Market regulator Sebi has got nearly 300 applications from various entities pending with it for settlement of various probes through its 'consent' mechanism, an out-of-court-like procedure.
Securities and Exchange Board of India (Sebi), which recently changed the contours of its consent procedure, has also rejected over 800 such settlement applications on different grounds since the mechanism was introduced in 2007.
As per the latest data provided by Sebi, it had 298 consent applications pending as on March 31, 2012. Since then, Sebi has passed an estimated ten consent orders, while a few new ones have also been received by it.
Under the consent mechanism, the entities being probed by Sebi pays 'settlement' charges, as also legal and administrative expenses, without admission or denial of charges.

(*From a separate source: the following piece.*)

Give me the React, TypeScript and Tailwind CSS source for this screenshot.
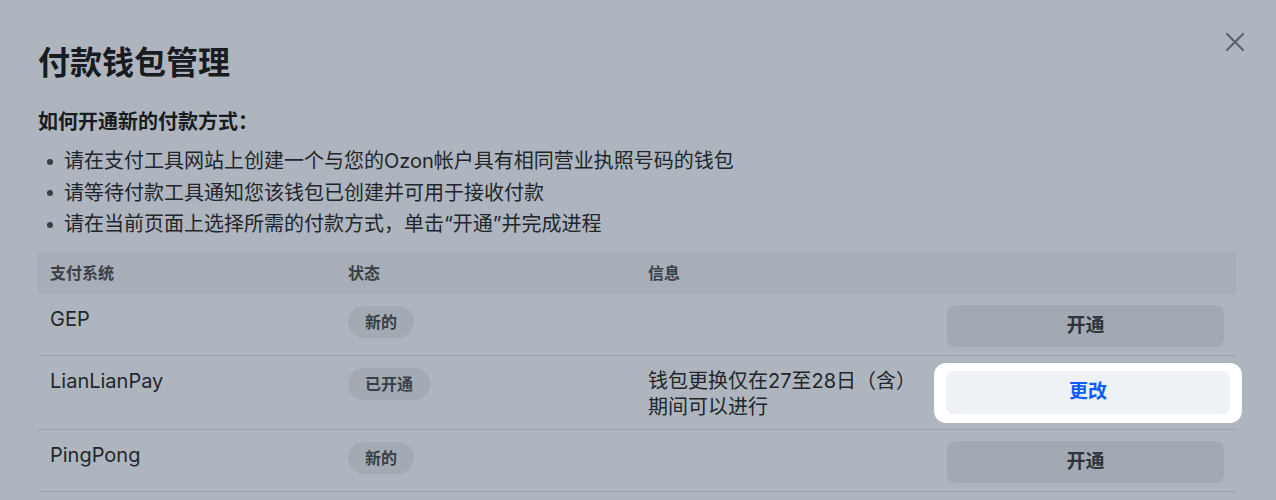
import { X } from "lucide-react";

type Wallet = {
  name: string;
  status: string;
  info?: string[];
  action: string;
  focused?: boolean;
};

const wallets: Wallet[] = [
  { name: "GEP", status: "新的", action: "开通" },
  {
    name: "LianLianPay",
    status: "已开通",
    info: ["钱包更换仅在27至28日（含）", "期间可以进行"],
    action: "更改",
    focused: true,
  },
  { name: "PingPong", status: "新的", action: "开通" },
];

const steps = [
  "请在支付工具网站上创建一个与您的Ozon帐户具有相同营业执照号码的钱包",
  "请等待付款工具通知您该钱包已创建并可用于接收付款",
  "请在当前页面上选择所需的付款方式，单击“开通”并完成进程",
];

const font = { fontFamily: "Inter, 'Noto Sans CJK SC', sans-serif" };

const App = function () {
  return (
    <div
      className="relative w-[1276px] h-[500px] overflow-hidden bg-[#aeb5be] text-[#22262c]"
      style={font}
    >
      <button className="absolute top-[26px] right-[25px] text-[#5c626a]">
        <X size={32} strokeWidth={1.6} />
      </button>
      <div className="pl-[38px] pr-[40px] pt-[43px]">
        <h1 className="text-[32px] leading-[40px] font-bold text-[#181b20]">
          付款钱包管理
        </h1>
        <h2 className="mt-[25px] text-[20px] leading-[28px] font-bold text-[#181b20]">
          如何开通新的付款方式：
        </h2>
        <ul className="mt-[10px]">
          {steps.map((s, i) => (
            <li key={i} className="flex items-center text-[20px] leading-[31.5px]">
              <span className="ml-[9px] mr-[11px] w-[6px] h-[6px] rounded-full bg-[#3a3f46]"></span>
              {s}
            </li>
          ))}
        </ul>
        <div className="mt-[11px]">
          <div className="grid grid-cols-[298px_300px_299px_1fr] h-[42px] items-center bg-[#a7aeb7] text-[16px] font-bold text-[#3b4048]">
            <div className="px-[12px]">支付系统</div>
            <div className="px-[12px]">状态</div>
            <div className="px-[12px]">信息</div>
            <div></div>
          </div>
          {wallets.map((w) => (
            <div
              key={w.name}
              className="grid grid-cols-[298px_300px_299px_1fr] min-h-[62px] border-b border-[#9da4ad] text-[20px] leading-[26px]"
            >
              <div className="px-[12px] pt-[12px]">{w.name}</div>
              <div className="px-[12px] pt-[12px]">
                <span className="inline-flex items-center h-[32px] px-[17px] rounded-full bg-[#a3aab3] text-[16px] font-bold text-[#3a3f46]">
                  {w.status}
                </span>
              </div>
              <div className="px-[12px] pt-[12px] pb-[9px]">
                {w.info?.map((l) => (
                  <div key={l}>{l}</div>
                ))}
              </div>
              <div className="flex items-center px-[12px]">
                {w.focused ? (
                  <div className="relative flex-1 -ml-[1px] -mr-[6px]">
                    <div className="absolute -left-[12px] -right-[12px] -top-[8px] -bottom-[9px] rounded-[12px] bg-white"></div>
                    <button className="relative w-full h-[43px] rounded-[8px] bg-[#eef1f6] text-[19px] font-bold text-[#0b5cff]">
                      {w.action}
                    </button>
                  </div>
                ) : (
                  <button className="flex-1 mt-[3px] h-[42px] rounded-[8px] bg-[#a2a9b2] text-[19px] font-bold text-[#2f343b]">
                    {w.action}
                  </button>
                )}
              </div>
            </div>
          ))}
        </div>
      </div>
    </div>
  );
};

export default App;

The settlement charges thus collected are remitted to the Consolidated Fund of India.
The total amount received under the consent procedures so far has exceeded Rs 200 crore, while Sebi has disposed off more than 1,100 cases through this mechanism so far.
Besides the payment of these charges, the settlement in 142 cases so far included penalties like debarment from dealing in securities market and suspension of certificate of registration for different periods.
Till March 2012, Sebi had approved 1,186 applications settling various kinds of enforcement actions. These include 75 consent applications where consent orders were passed by the Securities Appellate Tribunal (SAT) and the Supreme Court.
The number also includes 70 compounding applications where the compounding orders were passed by the respective criminal courts.
Sebi has also rejected 817 applications and declined to pass consent orders for various reasons, including the reason that the terms of settlement proposed by the applicants were not found adequate by the HPAC (High Powered Advisory Committee of Sebi).
Similarly, Sebi did not accept compounding proposals in 26 cases.
Sebi updated its board about the consent process and related statistics during its last meeting on June 26.
Earlier in May this year, Sebi streamlined its consent procedure, which was first introduced in April 2007.
As per the new rules, certain defaults including insider trading, front running, failure to make an open offer, redress investor grievances and respond to the summons issued by Sebi have been excluded from the consent process.
The defaults falling in the category of fraudulent and unfair trade practices, which in the opinion of Sebi are very serious which could have caused substantial losses to the investors, would also not be consented.